**Problem to solve**
Every entry below should be transcribed exactly; pictures stay out of the copy.

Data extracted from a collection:
** Begin **
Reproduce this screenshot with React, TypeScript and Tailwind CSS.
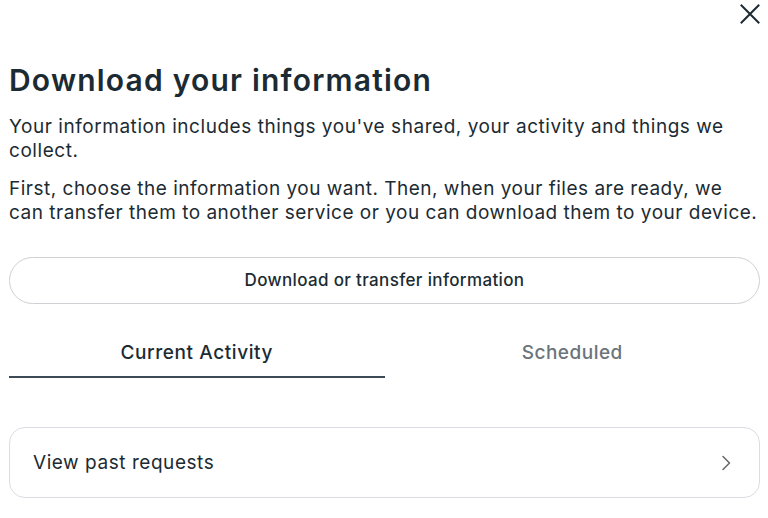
import { useState } from "react";

export default function App() {
  const [tab, setTab] = useState<"current" | "scheduled">("current");

  return (
    <div className="min-h-[518px] bg-white pl-[9px] pr-[8px] text-[#1c2b33]" style={{ fontFamily: "Inter, 'Noto Sans', sans-serif" }}>
      <div className="flex h-[24px] items-start justify-end pt-[4px]">
        <button type="button" aria-label="Close" className="h-[20px] w-[20px] text-[#1c2b33]">
          <svg viewBox="0 0 20 20" className="h-[20px] w-[20px]" fill="none" stroke="currentColor" strokeWidth="2" strokeLinecap="square">
            <path d="M1.5 1.5l17 17M18.5 1.5l-17 17" />
          </svg>
        </button>
      </div>

      <h1 className="mt-[38px] text-[30px] font-semibold leading-[36px] tracking-[1.2px]">Download your information</h1>
      <p className="mt-[17px] text-[19px] leading-[24px] tracking-[0.55px]">Your information includes things you've shared, your activity and things we collect.</p>
      <p className="mt-[14px] whitespace-nowrap text-[19px] leading-[24px] tracking-[0.5px]">
        First, choose the information you want. Then, when your files are ready, we
        <br />
        can transfer them to another service or you can download them to your device.
      </p>

      <button type="button" className="mt-[32px] flex h-[47px] w-full items-center justify-center rounded-full border border-[#ced0d4] text-[17px] font-medium tracking-[0.35px]">
        Download or transfer information
      </button>

      <div className="mt-[27px] flex">
        <button type="button" onClick={() => setTab("current")} className={`h-[47px] flex-1 border-b-2 text-[19px] font-medium tracking-[0.6px] ${tab === "current" ? "border-[#3b4a54] text-[#1c2b33]" : "border-transparent text-[#6b747a]"}`}>Current Activity</button>
        <button type="button" onClick={() => setTab("scheduled")} className={`h-[47px] flex-1 border-b-2 text-[19px] font-medium tracking-[0.5px] ${tab === "scheduled" ? "border-[#3b4a54] text-[#1c2b33]" : "border-transparent text-[#6b747a]"}`}>Scheduled</button>
      </div>

      <button type="button" className="mt-[49px] flex h-[71px] w-full items-center justify-between rounded-[16px] border border-[#dadde1] pl-[23px] pr-[27px] text-left">
        <span className="text-[19px] leading-[24px] tracking-[0.55px]">View past requests</span>
        <svg viewBox="0 0 12 16" className="h-[16px] w-[12px] text-[#65676b]" fill="none" stroke="currentColor" strokeWidth="1.5" strokeLinecap="round" strokeLinejoin="round">
          <path d="M3 1.5L9.5 8 3 14.5" />
        </svg>
      </button>
    </div>
  );
}
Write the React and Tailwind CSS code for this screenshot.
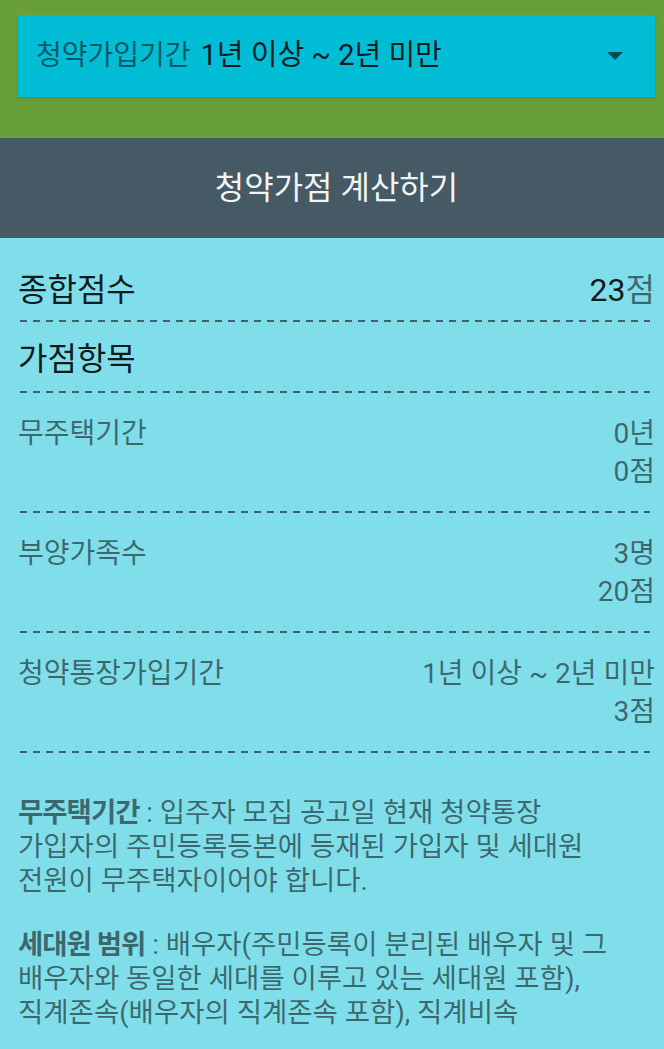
import React from "react";

const FONT = "font-['Roboto','Noto_Sans_CJK_KR',sans-serif]";

function Dashed() {
  return (
    <div className="mr-[5px] ml-[2px] h-[2px] bg-[repeating-linear-gradient(to_right,rgba(0,0,0,0.55)_0_7px,transparent_7px_13px)]" />
  );
}

function ScoreItem({ label, value, points }) {
  return (
    <>
      <div className="flex justify-between pt-[22px] pb-[20px] text-[28px] leading-[38px] text-black/55">
        <div>{label}</div>
        <div className="flex flex-col items-end">
          <div>{value}</div>
          <div>{points}</div>
        </div>
      </div>
      <Dashed />
    </>
  );
}

export default function App() {
  return (
    <div className={`${FONT} min-h-screen bg-[#80deea]`}>
      {/* period selector */}
      <div className="h-[138px] bg-[#689f38] pl-[18px] pr-[9px] pt-[15px]">
        <div className="flex h-[82px] items-center bg-[#00bcd4] pl-[18px] pr-[32px] shadow-[0_2px_3px_rgba(0,0,0,0.12)]">
          <span className="text-[28px] text-black/55">청약가입기간</span>
          <span className="ml-[10px] text-[29px] text-black/85">1년 이상 ~ 2년 미만</span>
          <svg className="ml-auto" width="16" height="8" viewBox="0 0 16 8">
            <path d="M0 0 L16 0 L8 8 Z" fill="rgba(0,0,0,0.6)" />
          </svg>
        </div>
      </div>

      {/* calculate button */}
      <div className="flex h-[100px] items-center justify-center bg-[#455a64] pl-[9px]">
        <span className="text-[32px] text-white/95">청약가점 계산하기</span>
      </div>

      {/* results */}
      <div className="pl-[18px] pr-[9px]">
        <div className="flex items-center justify-between pt-[32px] pb-[10px] text-[32px] leading-[40px] text-black/90">
          <span>종합점수</span>
          <span>
            23<span className="text-black/55">점</span>
          </span>
        </div>
        <Dashed />
        <div className="pt-[17px] pb-[12px] text-[32px] leading-[40px] text-black/90">가점항목</div>
        <Dashed />

        <ScoreItem label="무주택기간" value="0년" points="0점" />
        <ScoreItem label="부양가족수" value="3명" points="20점" />
        <ScoreItem label="청약통장가입기간" value="1년 이상 ~ 2년 미만" points="3점" />

        <div className="mt-[43px] text-[27.5px] leading-[34px] text-black/55">
          <p>
            <span className="font-bold tracking-[-1px]">무주택기간</span> : 입주자 모집 공고일 현재 청약통장
            <br />
            가입자의 주민등록등본에 등재된 가입자 및 세대원
            <br />
            전원이 무주택자이어야 합니다.
          </p>
          <p className="mt-[30px]">
            <span className="font-bold tracking-[-1px]">세대원 범위</span> : 배우자(주민등록이 분리된 배우자 및 그
            <br />
            배우자와 동일한 세대를 이루고 있는 세대원 포함),
            <br />
            직계존속(배우자의 직계존속 포함), 직계비속
          </p>
        </div>
      </div>
    </div>
  );
}
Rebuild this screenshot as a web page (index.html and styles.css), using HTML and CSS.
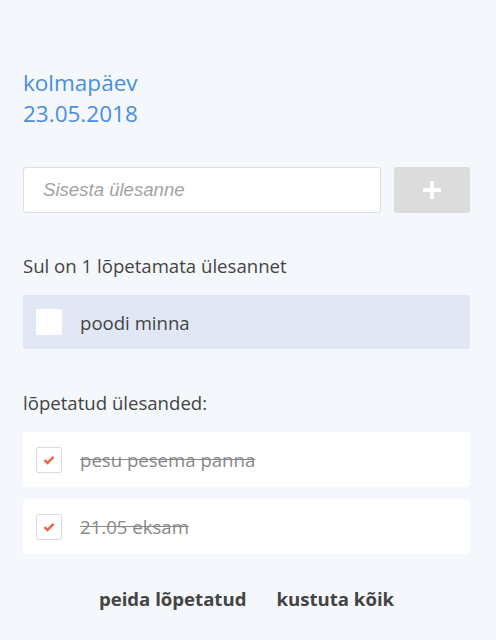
** End **
**Exercise result**
Reproduce this screenshot with React, TypeScript and Tailwind CSS.
import { useState } from "react";

export default function App() {
  const [tab, setTab] = useState<"current" | "scheduled">("current");

  return (
    <div className="min-h-[518px] bg-white pl-[9px] pr-[8px] text-[#1c2b33]" style={{ fontFamily: "Inter, 'Noto Sans', sans-serif" }}>
      <div className="flex h-[24px] items-start justify-end pt-[4px]">
        <button type="button" aria-label="Close" className="h-[20px] w-[20px] text-[#1c2b33]">
          <svg viewBox="0 0 20 20" className="h-[20px] w-[20px]" fill="none" stroke="currentColor" strokeWidth="2" strokeLinecap="square">
            <path d="M1.5 1.5l17 17M18.5 1.5l-17 17" />
          </svg>
        </button>
      </div>

      <h1 className="mt-[38px] text-[30px] font-semibold leading-[36px] tracking-[1.2px]">Download your information</h1>
      <p className="mt-[17px] text-[19px] leading-[24px] tracking-[0.55px]">Your information includes things you've shared, your activity and things we collect.</p>
      <p className="mt-[14px] whitespace-nowrap text-[19px] leading-[24px] tracking-[0.5px]">
        First, choose the information you want. Then, when your files are ready, we
        <br />
        can transfer them to another service or you can download them to your device.
      </p>

      <button type="button" className="mt-[32px] flex h-[47px] w-full items-center justify-center rounded-full border border-[#ced0d4] text-[17px] font-medium tracking-[0.35px]">
        Download or transfer information
      </button>

      <div className="mt-[27px] flex">
        <button type="button" onClick={() => setTab("current")} className={`h-[47px] flex-1 border-b-2 text-[19px] font-medium tracking-[0.6px] ${tab === "current" ? "border-[#3b4a54] text-[#1c2b33]" : "border-transparent text-[#6b747a]"}`}>Current Activity</button>
        <button type="button" onClick={() => setTab("scheduled")} className={`h-[47px] flex-1 border-b-2 text-[19px] font-medium tracking-[0.5px] ${tab === "scheduled" ? "border-[#3b4a54] text-[#1c2b33]" : "border-transparent text-[#6b747a]"}`}>Scheduled</button>
      </div>

      <button type="button" className="mt-[49px] flex h-[71px] w-full items-center justify-between rounded-[16px] border border-[#dadde1] pl-[23px] pr-[27px] text-left">
        <span className="text-[19px] leading-[24px] tracking-[0.55px]">View past requests</span>
        <svg viewBox="0 0 12 16" className="h-[16px] w-[12px] text-[#65676b]" fill="none" stroke="currentColor" strokeWidth="1.5" strokeLinecap="round" strokeLinejoin="round">
          <path d="M3 1.5L9.5 8 3 14.5" />
        </svg>
      </button>
    </div>
  );
}
Write the React and Tailwind CSS code for this screenshot.
import React from "react";

const FONT = "font-['Roboto','Noto_Sans_CJK_KR',sans-serif]";

function Dashed() {
  return (
    <div className="mr-[5px] ml-[2px] h-[2px] bg-[repeating-linear-gradient(to_right,rgba(0,0,0,0.55)_0_7px,transparent_7px_13px)]" />
  );
}

function ScoreItem({ label, value, points }) {
  return (
    <>
      <div className="flex justify-between pt-[22px] pb-[20px] text-[28px] leading-[38px] text-black/55">
        <div>{label}</div>
        <div className="flex flex-col items-end">
          <div>{value}</div>
          <div>{points}</div>
        </div>
      </div>
      <Dashed />
    </>
  );
}

export default function App() {
  return (
    <div className={`${FONT} min-h-screen bg-[#80deea]`}>
      {/* period selector */}
      <div className="h-[138px] bg-[#689f38] pl-[18px] pr-[9px] pt-[15px]">
        <div className="flex h-[82px] items-center bg-[#00bcd4] pl-[18px] pr-[32px] shadow-[0_2px_3px_rgba(0,0,0,0.12)]">
          <span className="text-[28px] text-black/55">청약가입기간</span>
          <span className="ml-[10px] text-[29px] text-black/85">1년 이상 ~ 2년 미만</span>
          <svg className="ml-auto" width="16" height="8" viewBox="0 0 16 8">
            <path d="M0 0 L16 0 L8 8 Z" fill="rgba(0,0,0,0.6)" />
          </svg>
        </div>
      </div>

      {/* calculate button */}
      <div className="flex h-[100px] items-center justify-center bg-[#455a64] pl-[9px]">
        <span className="text-[32px] text-white/95">청약가점 계산하기</span>
      </div>

      {/* results */}
      <div className="pl-[18px] pr-[9px]">
        <div className="flex items-center justify-between pt-[32px] pb-[10px] text-[32px] leading-[40px] text-black/90">
          <span>종합점수</span>
          <span>
            23<span className="text-black/55">점</span>
          </span>
        </div>
        <Dashed />
        <div className="pt-[17px] pb-[12px] text-[32px] leading-[40px] text-black/90">가점항목</div>
        <Dashed />

        <ScoreItem label="무주택기간" value="0년" points="0점" />
        <ScoreItem label="부양가족수" value="3명" points="20점" />
        <ScoreItem label="청약통장가입기간" value="1년 이상 ~ 2년 미만" points="3점" />

        <div className="mt-[43px] text-[27.5px] leading-[34px] text-black/55">
          <p>
            <span className="font-bold tracking-[-1px]">무주택기간</span> : 입주자 모집 공고일 현재 청약통장
            <br />
            가입자의 주민등록등본에 등재된 가입자 및 세대원
            <br />
            전원이 무주택자이어야 합니다.
          </p>
          <p className="mt-[30px]">
            <span className="font-bold tracking-[-1px]">세대원 범위</span> : 배우자(주민등록이 분리된 배우자 및 그
            <br />
            배우자와 동일한 세대를 이루고 있는 세대원 포함),
            <br />
            직계존속(배우자의 직계존속 포함), 직계비속
          </p>
        </div>
      </div>
    </div>
  );
}
Rebuild this screenshot as a web page (index.html and styles.css), using HTML and CSS.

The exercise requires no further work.